During a joint press conference with Rhode Island lawmakers to announce the Johnston project, Citizens Bank chairman Bruce Van Saun said building new was cheaper than renovating the bank’s Cranston office space.
At the conclusion of the presentation to announce the development of this new corporate banking campus, Raimondo told the TV cameras, “As I’ve said many times, first-class companies need first-class infrastructure.”
And the Ocean State’s world-class farmland and forestland need better protection.
Campanini, of the Rhode Island Tree Council, said the Citizens Bank project would impair a “nice corridor of forest.” He said the average tree in Johnston generates $107 in benefits annually, such as helping manage stormwater runoff and cooling rivers, streams and buildings. He noted these benefits will increase as the town’s trees mature.
“People will say why bother to protect this scrawny piece of forest, but that’s the character of a juvenile forest after 75 years,” he said. “It takes a hundred years for trees to mature.
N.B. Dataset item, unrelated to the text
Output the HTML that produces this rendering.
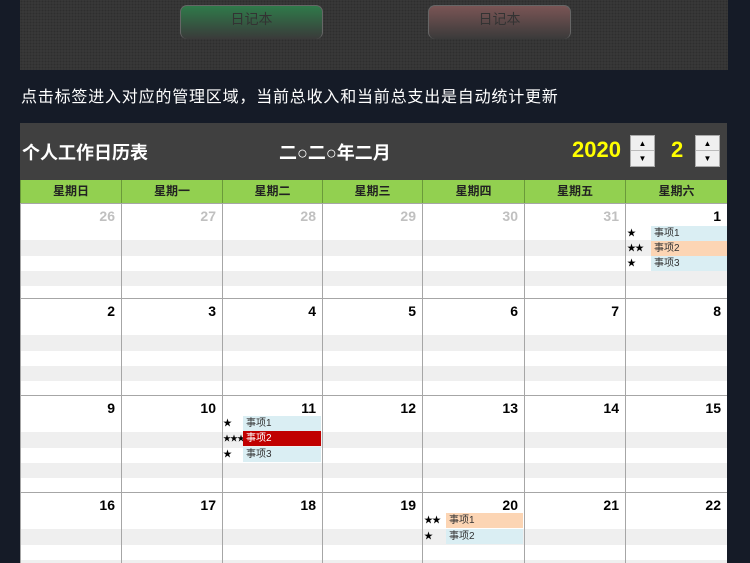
<!DOCTYPE html>
<html><head><meta charset="utf-8"><style>
*{margin:0;padding:0;box-sizing:border-box}
body{width:750px;height:563px;overflow:hidden;background:#151b27;font-family:"Liberation Sans","Noto Sans CJK SC",sans-serif;position:relative}
.top{position:absolute;left:20px;top:0;width:708px;height:70px;background:#3a3a3a;background-image:radial-gradient(#2e2e2e 1px,transparent 1.2px);background-size:3px 3px}
.btn{position:absolute;top:5px;width:143px;height:34px;border-radius:7px;border:1px solid #666;border-bottom:none;font-size:14px;color:#333;text-align:center;line-height:26px}
.g{left:180px;background:linear-gradient(#2f7a4a,#3a3a3a)}
.r{left:428px;background:linear-gradient(#7a5555,#3a3a3a)}
.tip{position:absolute;left:21px;top:83px;color:#fff;font-size:16px;letter-spacing:0.8px;white-space:nowrap}
.hd{position:absolute;left:20px;top:123px;width:707px;height:57px;background:#404040}
.t1{position:absolute;left:2px;top:16px;color:#fff;font-size:18px;font-weight:bold}
.t2{position:absolute;left:259px;top:16px;color:#fff;font-size:18px;font-weight:bold}
.yr{position:absolute;top:14px;color:#ffff00;font-size:22px;font-weight:bold}
.sp{position:absolute;top:12px;width:25px;height:32px;background:#f0f0f0;border:1px solid #aaa}
.sp div{height:15px;font-size:8px;text-align:center;line-height:15px;color:#000}
.sp div:first-child{border-bottom:1px solid #bbb}
.wk{position:absolute;top:180px;height:23px;background:#92d050;border-left:1px solid #6a9a3a;font-size:12px;font-weight:bold;text-align:center;line-height:23px;color:#222}
.c{position:absolute;border-left:1px solid #a6a6a6;border-top:1px solid #a6a6a6;background:linear-gradient(#fff 0,#fff 36px,#efefef 36px,#efefef 52px,#fff 52px,#fff 67px,#efefef 67px,#efefef 82px,#fff 82px)}
.n{position:absolute;right:6px;top:4px;font-size:14px;font-weight:bold;color:#000}
.p .n{color:#c0c0c0}
.ev{position:absolute;height:15px;font-size:10px;line-height:15px;color:#333;padding-left:3px}
.st{position:absolute;font-size:9px;line-height:15px;color:#000;white-space:nowrap;letter-spacing:-1px}
</style></head><body>
<div class="top"></div>
<div class="btn g">日记本</div><div class="btn r">日记本</div>
<div class="tip">点击标签进入对应的管理区域，当前总收入和当前总支出是自动统计更新</div>
<div class="hd">
<div class="t1">个人工作日历表</div>
<div class="t2">二○二○年二月</div>
<div class="yr" style="left:552px">2020</div>
<div class="sp" style="left:610px"><div>▲</div><div>▼</div></div>
<div class="yr" style="left:651px">2</div>
<div class="sp" style="left:675px"><div>▲</div><div>▼</div></div>
</div>
<div class="wk" style="left:20px;width:101px">星期日</div>
<div class="wk" style="left:121px;width:101px">星期一</div>
<div class="wk" style="left:222px;width:100px">星期二</div>
<div class="wk" style="left:322px;width:100px">星期三</div>
<div class="wk" style="left:422px;width:102px">星期四</div>
<div class="wk" style="left:524px;width:101px">星期五</div>
<div class="wk" style="left:625px;width:102px">星期六</div>

<div class="c p" style="left:20px;top:203px;width:101px;height:95px"><span class="n">26</span></div>
<div class="c p" style="left:121px;top:203px;width:101px;height:95px"><span class="n">27</span></div>
<div class="c p" style="left:222px;top:203px;width:100px;height:95px"><span class="n">28</span></div>
<div class="c p" style="left:322px;top:203px;width:100px;height:95px"><span class="n">29</span></div>
<div class="c p" style="left:422px;top:203px;width:102px;height:95px"><span class="n">30</span></div>
<div class="c p" style="left:524px;top:203px;width:101px;height:95px"><span class="n">31</span></div>
<div class="c" style="left:625px;top:203px;width:102px;height:95px"><span class="n">1</span></div>

<div class="c" style="left:20px;top:298px;width:101px;height:97px"><span class="n">2</span></div>
<div class="c" style="left:121px;top:298px;width:101px;height:97px"><span class="n">3</span></div>
<div class="c" style="left:222px;top:298px;width:100px;height:97px"><span class="n">4</span></div>
<div class="c" style="left:322px;top:298px;width:100px;height:97px"><span class="n">5</span></div>
<div class="c" style="left:422px;top:298px;width:102px;height:97px"><span class="n">6</span></div>
<div class="c" style="left:524px;top:298px;width:101px;height:97px"><span class="n">7</span></div>
<div class="c" style="left:625px;top:298px;width:102px;height:97px"><span class="n">8</span></div>

<div class="c" style="left:20px;top:395px;width:101px;height:97px"><span class="n">9</span></div>
<div class="c" style="left:121px;top:395px;width:101px;height:97px"><span class="n">10</span></div>
<div class="c" style="left:222px;top:395px;width:100px;height:97px"><span class="n">11</span></div>
<div class="c" style="left:322px;top:395px;width:100px;height:97px"><span class="n">12</span></div>
<div class="c" style="left:422px;top:395px;width:102px;height:97px"><span class="n">13</span></div>
<div class="c" style="left:524px;top:395px;width:101px;height:97px"><span class="n">14</span></div>
<div class="c" style="left:625px;top:395px;width:102px;height:97px"><span class="n">15</span></div>

<div class="c" style="left:20px;top:492px;width:101px;height:71px"><span class="n">16</span></div>
<div class="c" style="left:121px;top:492px;width:101px;height:71px"><span class="n">17</span></div>
<div class="c" style="left:222px;top:492px;width:100px;height:71px"><span class="n">18</span></div>
<div class="c" style="left:322px;top:492px;width:100px;height:71px"><span class="n">19</span></div>
<div class="c" style="left:422px;top:492px;width:102px;height:71px"><span class="n">20</span></div>
<div class="c" style="left:524px;top:492px;width:101px;height:71px"><span class="n">21</span></div>
<div class="c" style="left:625px;top:492px;width:102px;height:71px"><span class="n">22</span></div>

<span class="st" style="left:627px;top:226px">★</span><div class="ev" style="left:651px;top:226px;width:76px;background:#daeef3">事项1</div>
<span class="st" style="left:627px;top:241px">★★</span><div class="ev" style="left:651px;top:241px;width:76px;background:#fcd5b4">事项2</div>
<span class="st" style="left:627px;top:256px">★</span><div class="ev" style="left:651px;top:256px;width:76px;background:#daeef3">事项3</div>

<span class="st" style="left:223px;top:416px">★</span><div class="ev" style="left:243px;top:416px;width:78px;background:#daeef3">事项1</div>
<span class="st" style="left:223px;top:431px;font-size:8px">★★★</span><div class="ev" style="left:243px;top:431px;width:78px;background:#c00000;color:#fff">事项2</div>
<span class="st" style="left:223px;top:447px">★</span><div class="ev" style="left:243px;top:447px;width:78px;background:#daeef3">事项3</div>

<span class="st" style="left:424px;top:513px">★★</span><div class="ev" style="left:446px;top:513px;width:77px;background:#fcd5b4">事项1</div>
<span class="st" style="left:424px;top:529px">★</span><div class="ev" style="left:446px;top:529px;width:77px;background:#daeef3">事项2</div>
</body></html>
If we keep cutting down juvenile forests, what will be left in the future?”
Without better conservation methods, better management practices and better leadership, Rhode Island could fairly easily be left with about 28 percent forested land cover, as the U.S. Forest Service projects. Rhode Island’s forests are largely privately owned, 72 percent; the state owns about 16 percent and local governments about 12 percent.
Into the woods
Some 16 miles to the northwest of Johnston, in the woods of Burrillville, a Chicago-based energy company has the support of the governor to build a new natural-gas power plant on a 62-acre site.
Among the project’s many opponents are two Burrillville lawmakers. Last month, Rep. Cale Keable and Sen. Paul Fogarty, in a letter to the Rhode Island Energy Facility Siting Board, wrote, “While the proposed site may be the most economically advantageous location for the developer, the placement of this mega-facility ensures an immeasurable adverse impact on the quality of the state’s environment.”
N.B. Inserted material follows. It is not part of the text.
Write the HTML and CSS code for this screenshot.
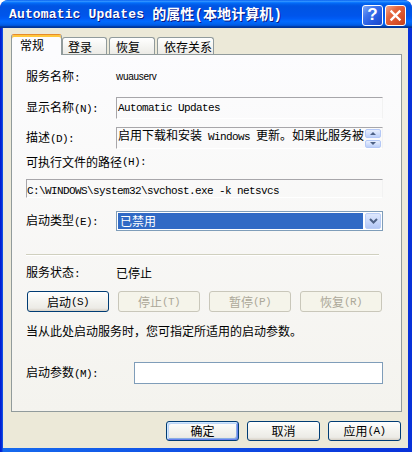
FILE: index.html
```html
<!DOCTYPE html>
<html lang="zh-CN">
<head>
<meta charset="utf-8">
<title>Automatic Updates 的属性(本地计算机)</title>
<link rel="stylesheet" href="styles.css">
</head>
<body>
<div class="window">
  <div class="titlebar">
    <div class="title"><span class="tl">Automatic Updates </span><span class="tc">的属性(本地计算机)</span></div>
    <div class="tbtns">
      <div class="tbtn help">?</div>
      <div class="tbtn close"><svg width="13" height="13" viewBox="0 0 13 13"><path d="M2.5 2.5 L10.5 10.5 M10.5 2.5 L2.5 10.5" stroke="#fff" stroke-width="2.4" stroke-linecap="square"/></svg></div>
    </div>
  </div>
  <div class="client">
    <div class="tabs">
      <div class="tab active">常规</div>
      <div class="tab t2">登录</div>
      <div class="tab t3">恢复</div>
      <div class="tab t4">依存关系</div>
    </div>
    <div class="panel">
      <div class="row r1"><span>服务名称<span class="m">:</span></span><span class="sname">wuauserv</span></div>
      <div class="row r2"><span>显示名称<span class="m">(N):</span></span><div class="ro"><span class="m">Automatic Updates</span></div></div>
      <div class="row r3"><span>描述<span class="m">(D):</span></span>
        <div class="ro desc">
          <span class="dtext">启用下载和安装<span class="m"> Windows </span>更新。如果此服务被</span>
          <div class="spin"><div class="sb up"></div><div class="sb down"></div></div>
        </div>
      </div>
      <div class="lbl r4">可执行文件的路径<span class="m">(H):</span></div>
      <div class="ro path"><span class="m">C:\WINDOWS\system32\svchost.exe -k netsvcs</span></div>
      <div class="row r6"><span>启动类型<span class="m">(E):</span></span>
        <div class="combo">
          <div class="sel">已禁用</div>
          <div class="drop"><svg width="9" height="6" viewBox="0 0 9 6"><path d="M1 1 L4.5 4.5 L8 1" fill="none" stroke="#4D6185" stroke-width="2"/></svg></div>
        </div>
      </div>
      <div class="sep"></div>
      <div class="row r7"><span>服务状态<span class="m">:</span></span><span>已停止</span></div>
      <div class="btnrow">
        <button class="btn">启动<span class="m">(S)</span></button>
        <button class="btn dis">停止<span class="m">(T)</span></button>
        <button class="btn dis">暂停<span class="m">(P)</span></button>
        <button class="btn dis">恢复<span class="m">(R)</span></button>
      </div>
      <div class="note">当从此处启动服务时，您可指定所适用的启动参数。</div>
      <div class="row r10"><span>启动参数<span class="m">(M):</span></span><div class="input"></div></div>
    </div>
    <div class="footer">
      <button class="btn fb def">确定</button>
      <button class="btn fb">取消</button>
      <button class="btn fb">应用<span class="m">(A)</span></button>
    </div>
  </div>
</div>
</body>
</html>
```
FILE: styles.css
```css
* { box-sizing: border-box; }
html, body { margin: 0; padding: 0; }
body {
  width: 412px;
  height: 452px;
  background: #fff;
  font-family: "Noto Sans CJK SC", sans-serif;
  font-size: 12px;
  line-height: 14px;
  color: #000;
}
.m {
  font-family: "Liberation Mono", "Noto Sans CJK SC", monospace;
  font-size: 11px;
  letter-spacing: -0.6px;
}
.window {
  width: 412px;
  height: 452px;
  display: flex;
  flex-direction: column;
  background: linear-gradient(90deg, #0019CF 0, #0831D9 2px, #166AEE 3px, #0831D9 100%);
  border-radius: 8px 8px 0 0;
  overflow: hidden;
}
.titlebar {
  height: 28px;
  flex: none;
  display: flex;
  align-items: center;
  justify-content: space-between;
  padding: 0 6px 0 9px;
  border-radius: 8px 8px 0 0;
  background: linear-gradient(180deg, #0058EE 0%, #3593FF 4%, #288EFF 6%, #127DFF 8%, #036FFC 10%, #0262EE 14%, #0057E5 20%, #0054E3 24%, #0055EB 56%, #005BF5 66%, #026AFE 76%, #0062EF 86%, #0052D6 92%, #0040AB 94%, #003092 100%);
}
.title {
  color: #fff;
  font-weight: bold;
  text-shadow: 1px 1px #0A1883;
  white-space: nowrap;
  display: flex;
  align-items: center;
  margin-top: 2px;
}
.title .tl {
  font-family: "Liberation Mono", monospace;
  font-size: 13px;
  letter-spacing: 0.15px;
  white-space: pre;
}
.title .tc {
  font-family: "Liberation Mono", "Noto Sans CJK SC", monospace;
  font-size: 14px;
  letter-spacing: 0.1px;
}
.tbtns { display: flex; gap: 2px; margin-top: 2px; }
.tbtn {
  width: 21px;
  height: 21px;
  border: 1px solid #fff;
  border-radius: 3px;
  display: flex;
  align-items: center;
  justify-content: center;
}
.help {
  background: linear-gradient(135deg, #7FA9F7 0%, #3D73EC 35%, #2257DE 70%, #1C49C8 100%);
  color: #fff;
  font-family: "Liberation Sans", sans-serif;
  font-weight: bold;
  font-size: 17px;
}
.close {
  background: linear-gradient(135deg, #F4A58A 0%, #E5663E 35%, #D8502A 70%, #C2401C 100%);
}
.client {
  flex: 1;
  margin: 0 4px 4px 3px;
  background: #ECE9D8;
  padding: 6px 6px 0 8px;
  display: flex;
  flex-direction: column;
}
.tabs {
  height: 20px;
  flex: none;
  display: flex;
  align-items: flex-end;
}
.tab {
  height: 17px;
  border: 1px solid #919B9C;
  border-bottom: none;
  border-radius: 3px 3px 0 0;
  background: linear-gradient(180deg, #FFFFFF 0%, #F5F5F2 50%, #ECEBE6 100%);
  padding-left: 5px;
  display: flex;
  align-items: center;
  padding-top: 1px;
}
.tab.active {
  position: relative;
  z-index: 1;
  height: 21px;
  width: 51px;
  margin-bottom: -1px;
  padding-left: 8px;
  padding-top: 0;
  background: #FCFCFE;
  border-top: 1px solid #E68B2C;
  box-shadow: inset 0 2px #FFC73C;
}
.t2 { width: 45px; }
.t3 { width: 46px; margin-left: 2px; padding-left: 6px; }
.t4 { width: 57px; margin-left: 2px; padding-left: 6px; }
.panel {
  height: 358px;
  flex: none;
  border: 1px solid #919B9C;
  background: linear-gradient(180deg, #FCFCFE 0%, #F4F3EE 100%);
  padding: 0 18px 0 14px;
  display: flex;
  flex-direction: column;
}
.panel > * { flex: none; }
.row {
  display: grid;
  grid-template-columns: 90px 1fr;
  align-items: center;
}
.r1 { margin-top: 12px; height: 20px; }
.r2 { margin-top: 10px; height: 22px; }
.r3 { margin-top: 8px; height: 22px; }
.r4 { margin-top: 4px; height: 18px; display: flex; align-items: center; }
.r6 { margin-top: 13px; height: 20px; }
.r7 { margin-top: 7px; height: 20px; }
.r10 { margin-top: 21px; height: 22px; grid-template-columns: 108px 1fr; }
.sname {
  font-family: "Liberation Sans", sans-serif;
  font-size: 10px;
  letter-spacing: -0.3px;
}
.ro {
  height: 100%;
  border: 1px solid;
  border-color: #A7A6AA #F2F2F2 #FFFFFF #A7A6AA;
  padding: 1px 1px 0 1px;
  line-height: 13px;
  white-space: nowrap;
  overflow: hidden;
}
.ro.path {
  margin-top: 8px;
  height: 19px;
  padding: 2px 0 0 0;
}
.desc {
  display: flex;
  justify-content: space-between;
  padding: 0 0 0 1px;
}
.dtext { line-height: 14px; }
.spin {
  display: flex;
  flex-direction: column;
  gap: 2px;
  padding: 1px 1px 0 0;
}
.sb {
  width: 16px;
  height: 9px;
  border: 1px solid #B4C8F6;
  border-radius: 2px;
  background: linear-gradient(180deg, #E8EFFD 0%, #CFDDFB 60%, #BCCFF8 100%);
  display: flex;
  align-items: center;
  justify-content: center;
}
.up::after {
  content: "";
  border-left: 3px solid transparent;
  border-right: 3px solid transparent;
  border-bottom: 3px solid #4D6185;
}
.down::after {
  content: "";
  border-left: 3px solid transparent;
  border-right: 3px solid transparent;
  border-top: 3px solid #4D6185;
}
.combo {
  height: 100%;
  border: 1px solid #7F9DB9;
  background: #fff;
  padding: 1px;
  display: flex;
  gap: 2px;
}
.sel {
  flex: 1;
  background: #316AC5;
  color: #fff;
  padding-left: 2px;
  display: flex;
  align-items: center;
}
.drop {
  width: 16px;
  border: 1px solid #B9CDF6;
  border-radius: 2px;
  background: linear-gradient(180deg, #DDE7FD 0%, #C6D6FA 60%, #B2C6F5 100%);
  display: flex;
  align-items: center;
  justify-content: center;
}
.sep {
  margin-top: 23px;
  margin-right: 4px;
  height: 2px;
  border-top: 1px solid #D0D0BF;
  border-bottom: 1px solid #FFFFFF;
}
.btnrow {
  margin-top: 8px;
  height: 21px;
  display: flex;
  gap: 9px;
  padding-left: 1px;
}
.btn {
  width: 82px;
  height: 21px;
  border: 1px solid #003C74;
  border-radius: 3px;
  background: linear-gradient(180deg, #FFFFFF 0%, #F4F4F0 45%, #ECEBE6 85%, #D6D0C5 100%);
  font: inherit;
  color: #000;
  padding: 0;
  display: flex;
  align-items: center;
  justify-content: center;
}
.btn.dis {
  border-color: #C9C7BA;
  background: #F5F4EA;
  color: #ACA899;
}
.note {
  margin-top: 9px;
  height: 20px;
  display: flex;
  align-items: center;
}
.input {
  height: 100%;
  border: 1px solid #7F9DB9;
  background: #fff;
}
.footer {
  margin-top: 9px;
  display: flex;
  justify-content: flex-end;
  gap: 8px;
  padding-right: 1px;
}
.btn.fb { width: 73px; height: 20px; }
.btn.def {
  box-shadow: inset 1px 1px #CEE7FF, inset -1px -1px #6982EE, inset 2px 2px #BCD4F6, inset -2px -2px #89ADE4;
}
```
The lawmakers also emphasized the health and ecological threats posed by the $700 million project, which they referred to as a “fracked gas power plant.” Campanini noted that virgin forestland would be leveled to make room for the power plant.
Forestland in the northern part of the state, however, isn’t the only open space being sacrificed for what could be argued is old-school development. A 20-acre wooded parcel in Hopkinton has been chosen for a new state Travel Plaza and Transit Center.
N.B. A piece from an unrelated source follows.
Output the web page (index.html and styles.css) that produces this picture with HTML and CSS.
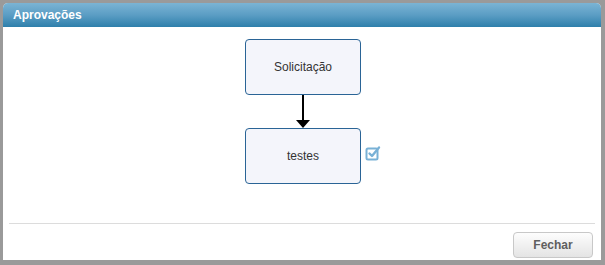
FILE: index.html
```html
<!DOCTYPE html>
<html lang="pt">
<head>
    <meta charset="UTF-8">
    <title>Aprovações</title>
    <link rel="stylesheet" href="styles.css">
</head>
<body>
    <div class="dialog">
        <div class="dialog-header">Aprovações</div>

        <div class="dialog-body">
            <div class="flow">
                <div class="step">Solicitação</div>
                <div class="connector">
                    <span class="line"></span>
                    <span class="head"></span>
                </div>
                <div class="step-row">
                    <div class="step">testes</div>
                    <svg class="check" width="16" height="16" viewBox="0 0 16 16">
                        <rect x="1.5" y="3.5" width="11" height="11" rx="1.5" fill="none" stroke="#79b1d6" stroke-width="2"/>
                        <path d="M4.5 8.5 L7 11 L14 2.5" fill="none" stroke="#79b1d6" stroke-width="2.4" stroke-linecap="round" stroke-linejoin="round"/>
                    </svg>
                </div>
            </div>
        </div>

        <div class="dialog-footer">
            <button class="btn">Fechar</button>
        </div>
    </div>
</body>
</html>
```

FILE: styles.css
```css
html, body {
    margin: 0;
    padding: 0;
}
body {
    width: 605px;
    height: 265px;
    background-color: #9a9a9a;
    font-family: Arial, "Liberation Sans", sans-serif;
    color: #333;
}
.dialog {
    box-sizing: border-box;
    margin: 3px 4px 0 3px;
    height: 257px;
    background-color: white;
    border-radius: 5px 5px 0 0;
    display: flex;
    flex-direction: column;
}
.dialog-header {
    height: 24px;
    line-height: 24px;
    padding-left: 10px;
    color: white;
    font-size: 12px;
    font-weight: bold;
    border-radius: 5px 5px 0 0;
    background: linear-gradient(to bottom, #7bb4d4, #5b9dc4 50%, #2e7fab);
}
.dialog-body {
    flex: 1;
    border-bottom: 1px solid #dcdcdc;
    margin: 0 6px;
}
.flow {
    display: flex;
    flex-direction: column;
    align-items: center;
    padding-top: 12px;
    margin-left: 2px;
}
.step {
    box-sizing: border-box;
    width: 116px;
    height: 56px;
    border: 1px solid #2a6496;
    border-radius: 4px;
    background-color: #f4f5fb;
    display: flex;
    align-items: center;
    justify-content: center;
    font-size: 12px;
    color: #333;
}
.connector {
    height: 33px;
    display: flex;
    flex-direction: column;
    align-items: center;
}
.line {
    width: 2px;
    flex: 1;
    background-color: black;
}
.head {
    width: 0;
    height: 0;
    border-left: 7px solid transparent;
    border-right: 7px solid transparent;
    border-top: 8px solid black;
}
.step-row {
    display: flex;
    align-items: center;
    gap: 4px;
    margin-right: -20px;
}
.check {
    margin-bottom: 7px;
}
.dialog-footer {
    display: flex;
    justify-content: flex-end;
    padding: 8px 8px 0 0;
    height: 36px;
    box-sizing: border-box;
}
.btn {
    width: 80px;
    height: 26px;
    border: 1px solid #c8c8c8;
    border-radius: 4px;
    background: linear-gradient(to bottom, #fdfdfd, #e4e4e4);
    font-family: Arial, "Liberation Sans", sans-serif;
    font-size: 12px;
    font-weight: bold;
    color: #5f5f5f;
}
```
The 6,000-square-foot facility, at the southeast corner of the intersection of Interstate 95 and Route 3, is expected to cost at least $12 million to build. The U.S. Department of Transportation has already approved a $9 million grant for the construction of the new center, which will offer food — most likely of the fast-highly-processed-non-local variety — restrooms, bicycle amenities and tourist information. State officials say a park-and-ride facility for up to 200 cars will serve bus passengers and commuters who carpool.
In 1991, Campanini and a handful of others founded the Rhode Island Tree Council. It’s mission, unchanged to this day, is “to create healthy urban and community forests, which underpin the state’s verdant ecological tapestry, to support its vibrant economy, and to enrich the lives of all Rhode Islanders.”
Twenty-five years later, despite numerous successes orchestrated by the council and other nonprofit organizations, Campanini recently told ecoRI News he was more optimistic in the early 1990s about the future of Rhode Island’s trees.
“Cities and towns have been slow to pass protective measures and policies to protect trees,” he said. “They’re overwhelmed financially, but we don’t need a lot of money to protect our forests. It’s about behavior and education.”
Campanini laid out a modest proposal he said would help Rhode Island better manage its natural resources. He said the state, at a cost of $2 million annually, should provide each of its 39 municipalities with $50,000, to hire a natural resources specialist or use the money to supplement ongoing environmental protection work. After five years, Rhode Island’s cities and towns would be on the hook for funding the position.
“There’s little direction at the municipal level to educate the public about the importance of canopy cover,” Campanini said. “People don’t realize how trees benefit their quality of life. We’re shattering our forestland into bits and pieces. The future isn’t bright for Rhode Island’s forests.”
Building a resilient local food system and mitigating the impacts of climate change requires farmland and forestland. The economic, societal and environmental benefits of each are diminished when they are constantly fragmented.
Food for thought
To feed 50 percent of the population by 2060 — Census figures project New England will have 15 million to 16 million people by then — A New England Food Vision has estimated that the region will need about 6 million acres of agricultural land, a threefold increase that would approach 1945 levels.
DEM, with the help of many partners, has protected 100 local farms in the past 20 years. Rhode Island is a right-to-grow-food state, meaning front yards can be made into vegetable gardens — some places in the United States actually prohibit this practice.
Bureaucrats, farmers, foodies, hipsters and hippies have spent the past decade talking about the need to elevate the role of food in Rhode Island. Many of these same people have backed their talk with action, by helping create food cooperatives, culinary business incubators and other industry infrastructure; spending their hard-earned money on locally sourced food; or being a relentless voice for local food in Statehouse halls and conference rooms.
All that local food work, however, requires support from the people sitting in the Statehouse’s leadership chairs. That support typically comes in dribs and drabs — increasingly fragmented like Rhode Island’s open spaces.
In fact, it takes a fistfight to protect the state’s natural resources, and the mere promise of jobs to abuse them.